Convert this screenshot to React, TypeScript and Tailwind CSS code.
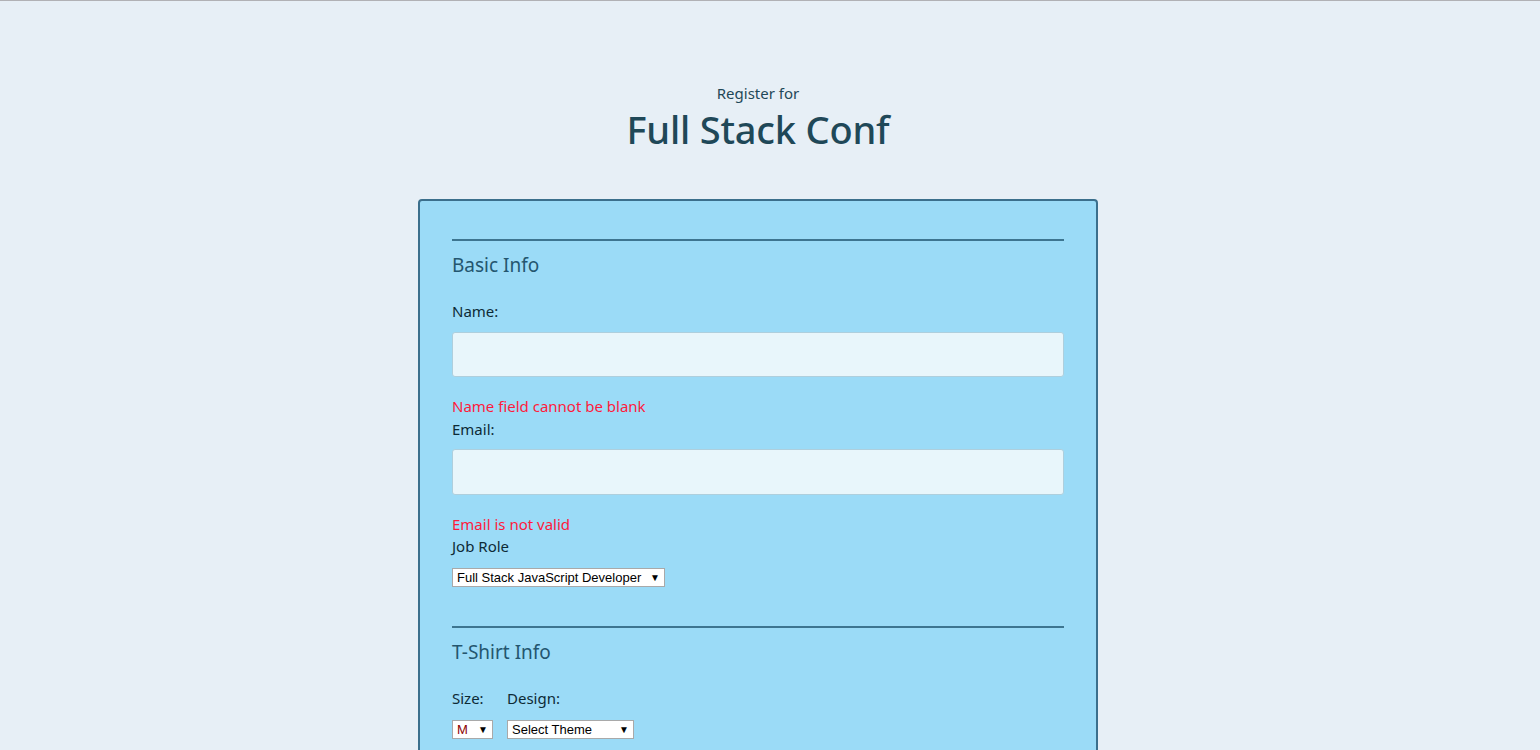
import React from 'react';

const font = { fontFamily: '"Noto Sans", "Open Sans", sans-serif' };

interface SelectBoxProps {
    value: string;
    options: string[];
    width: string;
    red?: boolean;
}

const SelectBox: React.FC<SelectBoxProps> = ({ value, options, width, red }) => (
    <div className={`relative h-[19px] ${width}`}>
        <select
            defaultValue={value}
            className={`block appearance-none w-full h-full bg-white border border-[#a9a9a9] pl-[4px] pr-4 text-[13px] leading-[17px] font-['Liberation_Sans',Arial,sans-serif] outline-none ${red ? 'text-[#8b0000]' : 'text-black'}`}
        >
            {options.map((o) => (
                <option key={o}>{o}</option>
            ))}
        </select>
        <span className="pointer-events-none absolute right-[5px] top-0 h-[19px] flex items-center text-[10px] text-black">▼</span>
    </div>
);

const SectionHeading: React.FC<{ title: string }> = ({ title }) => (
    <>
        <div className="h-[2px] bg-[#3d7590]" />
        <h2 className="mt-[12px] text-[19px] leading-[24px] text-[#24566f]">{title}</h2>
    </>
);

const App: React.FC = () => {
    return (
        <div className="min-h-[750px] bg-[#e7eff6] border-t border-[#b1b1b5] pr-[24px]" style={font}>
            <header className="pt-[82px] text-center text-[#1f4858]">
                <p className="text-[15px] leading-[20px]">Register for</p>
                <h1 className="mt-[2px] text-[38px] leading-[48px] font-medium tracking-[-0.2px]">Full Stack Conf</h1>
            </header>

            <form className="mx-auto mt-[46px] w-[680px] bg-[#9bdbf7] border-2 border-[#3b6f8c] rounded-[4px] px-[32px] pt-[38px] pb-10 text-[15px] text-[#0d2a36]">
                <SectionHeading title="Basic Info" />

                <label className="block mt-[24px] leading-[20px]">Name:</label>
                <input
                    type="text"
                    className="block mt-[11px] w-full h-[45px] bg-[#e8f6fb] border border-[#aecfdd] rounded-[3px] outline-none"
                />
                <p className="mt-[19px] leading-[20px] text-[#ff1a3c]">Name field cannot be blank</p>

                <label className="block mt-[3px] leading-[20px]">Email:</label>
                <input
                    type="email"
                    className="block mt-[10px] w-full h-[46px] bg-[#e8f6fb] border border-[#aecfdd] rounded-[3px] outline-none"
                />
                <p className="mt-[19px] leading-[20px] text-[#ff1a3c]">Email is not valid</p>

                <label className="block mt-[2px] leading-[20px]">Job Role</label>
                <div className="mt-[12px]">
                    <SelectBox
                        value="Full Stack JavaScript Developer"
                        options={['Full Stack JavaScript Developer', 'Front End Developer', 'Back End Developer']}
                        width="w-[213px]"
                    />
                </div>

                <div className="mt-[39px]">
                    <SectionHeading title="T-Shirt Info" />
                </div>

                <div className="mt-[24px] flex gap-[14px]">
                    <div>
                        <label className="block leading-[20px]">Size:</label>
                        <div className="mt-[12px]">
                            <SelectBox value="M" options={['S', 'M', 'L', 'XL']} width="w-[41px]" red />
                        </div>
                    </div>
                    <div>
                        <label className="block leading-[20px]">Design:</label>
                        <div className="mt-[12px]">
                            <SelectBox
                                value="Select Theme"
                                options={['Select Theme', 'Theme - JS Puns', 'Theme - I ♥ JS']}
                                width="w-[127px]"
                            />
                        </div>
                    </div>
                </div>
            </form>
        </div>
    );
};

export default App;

* WHAT NEEDS TO BE DONE
What is needed is an exact reproduction of the data, pictures excluded.

* RESULT OF THE EXERCISE
Convert this screenshot to React, TypeScript and Tailwind CSS code.
import React from 'react';

const font = { fontFamily: '"Noto Sans", "Open Sans", sans-serif' };

interface SelectBoxProps {
    value: string;
    options: string[];
    width: string;
    red?: boolean;
}

const SelectBox: React.FC<SelectBoxProps> = ({ value, options, width, red }) => (
    <div className={`relative h-[19px] ${width}`}>
        <select
            defaultValue={value}
            className={`block appearance-none w-full h-full bg-white border border-[#a9a9a9] pl-[4px] pr-4 text-[13px] leading-[17px] font-['Liberation_Sans',Arial,sans-serif] outline-none ${red ? 'text-[#8b0000]' : 'text-black'}`}
        >
            {options.map((o) => (
                <option key={o}>{o}</option>
            ))}
        </select>
        <span className="pointer-events-none absolute right-[5px] top-0 h-[19px] flex items-center text-[10px] text-black">▼</span>
    </div>
);

const SectionHeading: React.FC<{ title: string }> = ({ title }) => (
    <>
        <div className="h-[2px] bg-[#3d7590]" />
        <h2 className="mt-[12px] text-[19px] leading-[24px] text-[#24566f]">{title}</h2>
    </>
);

const App: React.FC = () => {
    return (
        <div className="min-h-[750px] bg-[#e7eff6] border-t border-[#b1b1b5] pr-[24px]" style={font}>
            <header className="pt-[82px] text-center text-[#1f4858]">
                <p className="text-[15px] leading-[20px]">Register for</p>
                <h1 className="mt-[2px] text-[38px] leading-[48px] font-medium tracking-[-0.2px]">Full Stack Conf</h1>
            </header>

            <form className="mx-auto mt-[46px] w-[680px] bg-[#9bdbf7] border-2 border-[#3b6f8c] rounded-[4px] px-[32px] pt-[38px] pb-10 text-[15px] text-[#0d2a36]">
                <SectionHeading title="Basic Info" />

                <label className="block mt-[24px] leading-[20px]">Name:</label>
                <input
                    type="text"
                    className="block mt-[11px] w-full h-[45px] bg-[#e8f6fb] border border-[#aecfdd] rounded-[3px] outline-none"
                />
                <p className="mt-[19px] leading-[20px] text-[#ff1a3c]">Name field cannot be blank</p>

                <label className="block mt-[3px] leading-[20px]">Email:</label>
                <input
                    type="email"
                    className="block mt-[10px] w-full h-[46px] bg-[#e8f6fb] border border-[#aecfdd] rounded-[3px] outline-none"
                />
                <p className="mt-[19px] leading-[20px] text-[#ff1a3c]">Email is not valid</p>

                <label className="block mt-[2px] leading-[20px]">Job Role</label>
                <div className="mt-[12px]">
                    <SelectBox
                        value="Full Stack JavaScript Developer"
                        options={['Full Stack JavaScript Developer', 'Front End Developer', 'Back End Developer']}
                        width="w-[213px]"
                    />
                </div>

                <div className="mt-[39px]">
                    <SectionHeading title="T-Shirt Info" />
                </div>

                <div className="mt-[24px] flex gap-[14px]">
                    <div>
                        <label className="block leading-[20px]">Size:</label>
                        <div className="mt-[12px]">
                            <SelectBox value="M" options={['S', 'M', 'L', 'XL']} width="w-[41px]" red />
                        </div>
                    </div>
                    <div>
                        <label className="block leading-[20px]">Design:</label>
                        <div className="mt-[12px]">
                            <SelectBox
                                value="Select Theme"
                                options={['Select Theme', 'Theme - JS Puns', 'Theme - I ♥ JS']}
                                width="w-[127px]"
                            />
                        </div>
                    </div>
                </div>
            </form>
        </div>
    );
};

export default App;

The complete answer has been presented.